3. Avoiding Ghost Flows
A ghost flow is data that enters a process but does not contribute to the output or does not connect to a store. In event-driven systems, this often happens when an event is logged but never consumed. Ensure every data flow serves a purpose.
4. Handling Feedback Loops
Event-driven systems often have feedback loops. For example, a process updates a store, which triggers a new event, which triggers another process. DFDs represent this as a data flow from a store back to a process. Ensure these loops are clear and do not create infinite cycles without a termination condition.
🆚 Comparison: DFD vs. Other Diagrams
Choosing the right visualization tool depends on the question you are trying to answer. The table below compares DFDs with other common diagrams.
| Diagram Type | Focus | Best Used For | Limitation |
|---|---|---|---|
| Data Flow Diagram (DFD) | Data movement and transformation | System analysis, data architecture | Does not show control flow or timing |
| Flowchart | Logic and decision paths | Algorithm design, detailed logic | Can become cluttered in complex systems |
| Sequence Diagram | Time-ordered interactions | API interactions, synchronous calls | Less effective for asynchronous events |
| UML Component Diagram | Physical or logical structure | Software architecture, deployment | Often too technical for business stakeholders |
For event-driven processes, DFDs are superior for showing where data comes from and where it goes, which is critical for understanding data integrity and audit trails.

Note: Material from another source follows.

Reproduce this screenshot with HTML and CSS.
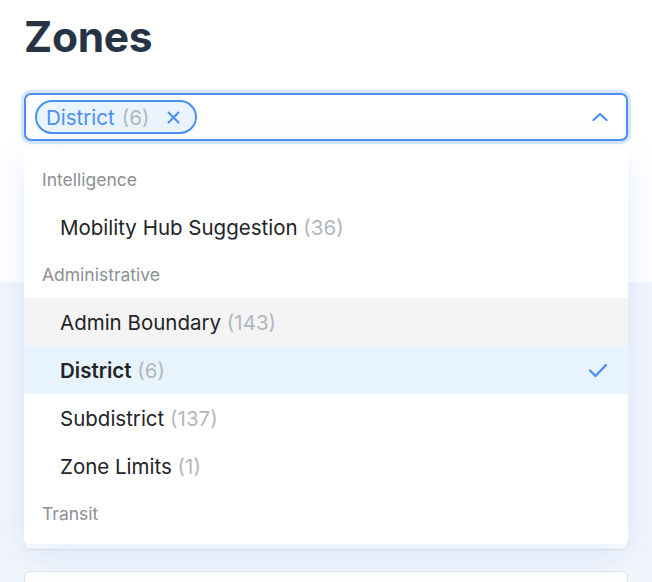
FILE: index.html
```html
<!DOCTYPE html>
<html lang="en">
<head>
<meta charset="utf-8">
<title>Zones</title>
<link rel="stylesheet" href="styles.css">
</head>
<body>
<main class="page">
  <h1 class="title">Zones</h1>
  <div class="select-wrap">
    <div class="select">
      <span class="chip">
        <span class="chip-label">District</span>
        <span class="count">(6)</span>
        <svg class="chip-x" width="13" height="13" viewBox="0 0 13 13"><path d="M1.5 1.5 L11.5 11.5 M11.5 1.5 L1.5 11.5" stroke="currentColor" stroke-width="2" stroke-linecap="round" fill="none"/></svg>
      </span>
      <svg class="chevron" width="16" height="10" viewBox="0 0 16 10"><path d="M1.5 8 L8 2 L14.5 8" stroke="currentColor" stroke-width="2.2" stroke-linecap="round" stroke-linejoin="round" fill="none"/></svg>
    </div>
    <div class="menu">
      <div class="group">Intelligence</div>
      <div class="option"><span>Mobility Hub Suggestion <span class="count">(36)</span></span></div>
      <div class="group">Administrative</div>
      <div class="option hover"><span>Admin Boundary <span class="count">(143)</span></span></div>
      <div class="option selected"><span><b>District</b> <span class="count">(6)</span></span>
        <svg class="check" width="20" height="16" viewBox="0 0 20 16"><path d="M2 8.5 L7.5 14 L18 3" stroke="currentColor" stroke-width="2.4" stroke-linecap="round" stroke-linejoin="round" fill="none"/></svg>
      </div>
      <div class="option"><span>Subdistrict <span class="count">(137)</span></span></div>
      <div class="option"><span>Zone Limits <span class="count">(1)</span></span></div>
      <div class="group">Transit</div>
    </div>
  </div>
  <section class="band">
    <div class="card card-tall"></div>
    <div class="card card-short"></div>
  </section>
</main>
</body>
</html>
```
FILE: styles.css
```css
* { box-sizing: border-box; }
html, body { margin: 0; padding: 0; background: #ffffff; }
body {
  font-family: Inter, "Noto Sans", "Liberation Sans", sans-serif;
  color: #222428;
  overflow: hidden;
  height: 582px;
}
.page { padding: 11px 24px 0; }
.title {
  margin: 0;
  font-size: 42.5px;
  line-height: 52px;
  font-weight: 700;
  color: #263345;
  letter-spacing: -0.3px;
}
.select-wrap { position: relative; margin-top: 30px; z-index: 2; }
.select {
  height: 48px;
  border: 2px solid #4a8ff1;
  border-radius: 7px;
  box-shadow: 0 0 0 3px #d6e6fc;
  background: #fff;
  display: flex;
  align-items: center;
  justify-content: space-between;
  padding: 0 18px 0 9px;
}
.chip {
  display: inline-flex;
  align-items: center;
  height: 34px;
  padding: 0 15px 0 9px;
  border: 2px solid #4a8ff1;
  border-radius: 17px;
  background: #e9f4fe;
  font-size: 20.5px;
  color: #4a8ff1;
}
.chip .count { margin-left: 7px; }
.chip-x { margin-left: 18px; color: #4a8ff1; }
.count { color: #b3b7bd; font-weight: 400; }
.chevron { color: #4a8ff1; }
.menu {
  position: absolute;
  top: calc(100% + 7px);
  left: 0;
  right: 0;
  height: 396px;
  overflow: hidden;
  background: #fff;
  border-radius: 4px;
  padding-top: 8px;
  box-shadow: 0 10px 36px rgba(44, 110, 230, 0.13);
}
.group {
  height: 47px;
  display: flex;
  align-items: center;
  padding-left: 18px;
  font-size: 17.5px;
  color: #8d8f93;
}
.option {
  height: 48px;
  display: flex;
  align-items: center;
  justify-content: space-between;
  padding: 0 20px 0 36px;
  font-size: 20.5px;
  color: #222428;
}
.option.hover { background: #f4f4f4; }
.option.selected { background: #e8f4fd; }
.option b { font-weight: 600; }
.check { color: #4a8ff1; }
.band {
  margin: 141px -24px 0;
  padding: 0 24px;
  background: #f2f6fc;
  height: 300px;
}
.card {
  background: #ffffff;
  border: 1px solid #dfe4eb;
  border-radius: 6px;
}
.card-tall { height: 268px; margin-bottom: 21px; }
.card-short { height: 11px; border-bottom: 0; border-radius: 6px 6px 0 0; }
```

⚠️ Common Challenges and Pitfalls
Creating these diagrams is straightforward, but doing it correctly requires discipline. Here are common issues to avoid.
- Over-Complicating the Context Diagram: Do not include too many external entities. Stick to the primary sources and sinks of data.

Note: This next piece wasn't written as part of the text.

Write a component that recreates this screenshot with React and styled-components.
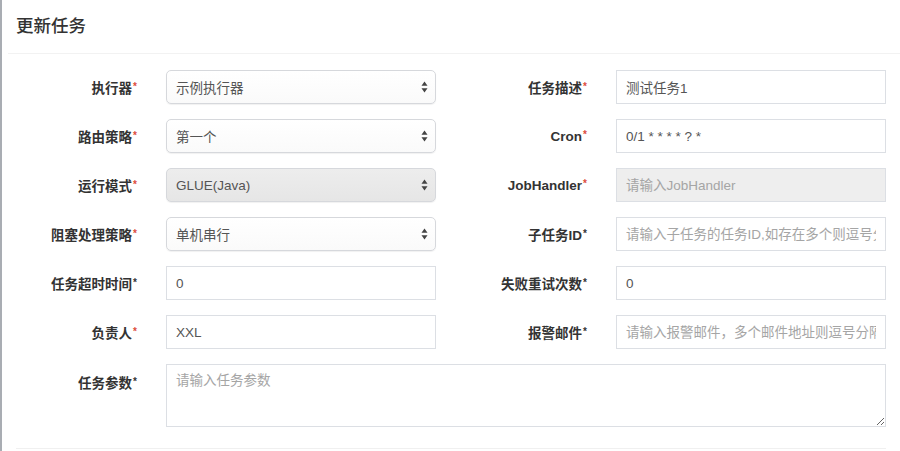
import React from 'react';
import styled, { createGlobalStyle } from 'styled-components';

const GlobalStyle = createGlobalStyle`
  html, body {
    margin: 0;
    padding: 0;
    background: #fff;
  }
  body {
    font-family: "Liberation Sans", "Noto Sans CJK SC", Arial, sans-serif;
    color: #333;
  }
`;

const Page = styled.div`
  width: 900px;
  height: 451px;
  box-sizing: border-box;
  box-shadow: inset 2px 0 0 #a9adb3;
  overflow: hidden;
`;

const Header = styled.div`
  margin-left: 8px;
  padding: 15px 0 15px 8px;
  border-bottom: 1px solid #f2f2f2;
`;

const Title = styled.h4`
  margin: 0;
  font-size: 17.5px;
  line-height: 23px;
  font-weight: 500;
  color: #333;
`;

const Body = styled.div`
  padding: 16px 0 21px;
`;

const FormGrid = styled.div`
  display: grid;
  grid-template-columns: 450px 450px;
  row-gap: 15px;
`;

const Field = styled.div`
  display: grid;
  grid-template-columns: ${p => (p.$wide ? '150px 720px' : '150px 270px')};
  column-gap: 16px;
  align-items: ${p => (p.$wide ? 'start' : 'center')};
  grid-column: ${p => (p.$wide ? '1 / span 2' : 'auto')};
`;

const Label = styled.label`
  text-align: right;
  padding-right: 13px;
  font-size: 13.5px;
  font-weight: 700;
  color: #333;
  white-space: nowrap;
  padding-top: ${p => (p.$wide ? '8px' : '0')};
`;

const Star = styled.span`
  font-size: 10px;
  margin-left: 1px;
  vertical-align: 3px;
  color: ${p => (p.$red ? '#dd4b39' : '#333')};
`;

const Input = styled.input`
  box-sizing: border-box;
  width: 100%;
  height: 34px;
  padding: 0 9px;
  border: 1px solid #dcdfe4;
  border-radius: 0;
  font-family: inherit;
  font-size: 13.5px;
  color: #555;
  background: ${p => (p.disabled ? '#eeeeee' : '#fff')};
  outline: none;

  &::placeholder {
    color: #a5a5a5;
  }
`;

const SelectBox = styled.div`
  box-sizing: border-box;
  height: 34px;
  display: flex;
  align-items: center;
  justify-content: space-between;
  padding: 0 7px 0 9px;
  border: 1px solid #d6d8dc;
  border-radius: 5px;
  font-size: 13.5px;
  color: #555;
  background: ${p => (p.$disabled ? 'linear-gradient(#ededed, #e6e6e6)' : 'linear-gradient(#fff, #fafafa)')};
  box-shadow: 0 1px 1px rgba(0, 0, 0, 0.06);
`;

const TextArea = styled.textarea`
  box-sizing: border-box;
  width: 100%;
  height: 63px;
  padding: 6px 9px;
  border: 1px solid #dcdfe4;
  border-radius: 0;
  font-family: inherit;
  font-size: 13.5px;
  line-height: 20px;
  color: #555;
  resize: vertical;
  outline: none;

  &::placeholder {
    color: #a5a5a5;
  }
`;

const Footer = styled.div`
  margin: 0 14px 0 16px;
  border-top: 1px solid #f0f0f0;
`;

const Arrows = () => (
  <svg width="7" height="12" viewBox="0 0 7 12">
    <path d="M3.5 0.5 L6.5 4.8 L0.5 4.8 Z" fill="#444" />
    <path d="M3.5 11.5 L6.5 7.2 L0.5 7.2 Z" fill="#444" />
  </svg>
);

const Select = ({ value, disabled }) => (
  <SelectBox $disabled={disabled}>
    <span>{value}</span>
    <Arrows />
  </SelectBox>
);

const FieldRow = ({ label, red, wide, children }) => (
  <Field $wide={wide}>
    <Label $wide={wide}>
      {label}
      <Star $red={red}>*</Star>
    </Label>
    {children}
  </Field>
);

export default function App() {
  return (
    <Page>
      <GlobalStyle />
      <Header>
        <Title>更新任务</Title>
      </Header>
      <Body>
        <FormGrid>
          <FieldRow label="执行器" red>
            <Select value="示例执行器" />
          </FieldRow>
          <FieldRow label="任务描述" red>
            <Input defaultValue="测试任务1" />
          </FieldRow>

          <FieldRow label="路由策略" red>
            <Select value="第一个" />
          </FieldRow>
          <FieldRow label="Cron" red>
            <Input defaultValue="0/1 * * * * ? *" />
          </FieldRow>

          <FieldRow label="运行模式" red>
            <Select value="GLUE(Java)" disabled />
          </FieldRow>
          <FieldRow label="JobHandler" red>
            <Input placeholder="请输入JobHandler" disabled />
          </FieldRow>

          <FieldRow label="阻塞处理策略" red>
            <Select value="单机串行" />
          </FieldRow>
          <FieldRow label="子任务ID">
            <Input placeholder="请输入子任务的任务ID,如存在多个则逗号分隔" />
          </FieldRow>

          <FieldRow label="任务超时时间">
            <Input defaultValue="0" />
          </FieldRow>
          <FieldRow label="失败重试次数">
            <Input defaultValue="0" />
          </FieldRow>

          <FieldRow label="负责人" red>
            <Input defaultValue="XXL" />
          </FieldRow>
          <FieldRow label="报警邮件">
            <Input placeholder="请输入报警邮件，多个邮件地址则逗号分隔" />
          </FieldRow>

          <FieldRow label="任务参数" wide>
            <TextArea placeholder="请输入任务参数" />
          </FieldRow>
        </FormGrid>
      </Body>
      <Footer />
    </Page>
  );
}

- Confusing Control with Data: A signal that a process should run is not a data flow. A data flow carries information. If a process is triggered by a timer, the timer is an external entity, but the data flow might be the “TimeTick” signal containing timestamp data.
- Neglecting Data Stores: In event-driven systems, the persistence layer is critical. If you omit data stores, you lose the ability to trace state changes.
- Ignoring Asynchronous Queues: If events are queued, represent the queue as a data store. This highlights the buffering capacity and potential for delays.
🚀 Implementation Workflow
Follow this structured approach to create an event-driven DFD for a new system.
Step 1: Identify External Entities
List all sources of events. This includes human users, other applications, sensors, and automated schedulers.
Step 2: Define the System Boundary
Draw a circle or box representing the system. Place all entities outside this boundary.
Step 3: Map High-Level Data Flows
Draw arrows between entities and the system boundary. Label these arrows with the event names or data packets being exchanged.
Step 4: Decompose into Processes
Break the system circle into major processes. Ensure each process handles a specific type of event.
Step 5: Identify Data Stores
Determine where data is saved. In event-driven systems, this is often an Event Log or a State Database. Draw these inside the system boundary.
Step 6: Validate and Balance
Review the diagram. Check that every input has an output. Check that all data stores are connected. Ensure that data flows match between Level 0 and Level 1.
📈 Benefits of Visualizing Event-Driven Logic
Why invest time in creating these diagrams? The benefits extend beyond documentation.
- Communication: Provides a common language for developers, analysts, and business owners.
- Gap Analysis: Highlights missing data flows or orphaned processes that may indicate bugs.
- Scalability Planning: Helps identify bottlenecks where data stores are overloaded or processes are too sequential.
- Security Auditing: Clearly shows where sensitive data enters and leaves the system, aiding in security compliance.
🔒 Security Considerations in DFDs
Security is not an afterthought. When drawing your DFD, consider the security implications of each flow.
- Encryption: Mark data flows containing sensitive information (e.g., passwords, credit cards) as encrypted.
- Authentication: Indicate which entities require authentication before sending data flows.
- Access Control: Define which data stores are restricted to specific processes or entities.
For example, a data flow labeled “AuthCredentials” should never point directly to a public external entity without a process handling the verification first.
🔄 Maintenance and Versioning
Event-driven systems evolve rapidly. A DFD is not a static document; it is a living artifact.
- Change Management: When a new event type is added, update the diagram immediately.
- Version Control: Keep previous versions of the DFD. This helps in understanding the evolution of the system architecture.
- Review Cycles: Schedule regular reviews of the DFD with the development team to ensure it matches the actual code.
📝 Summary of Key Takeaways
Using Data Flow Diagrams to visualize event-driven processes provides a clear map of information movement. By treating events as data flows and event stores as data repositories, you can create a robust model of your system.
Key points to remember include:
- Focus on data movement, not control logic.
- Label flows with specific event names.
- Use hierarchical levels to manage complexity.
- Ensure strict balancing between diagram levels.
- Represent queues and logs as data stores.
Adopting this disciplined approach ensures that your architecture remains understandable, maintainable, and aligned with business requirements. The diagram serves as a blueprint that guides development and helps identify issues before they reach production.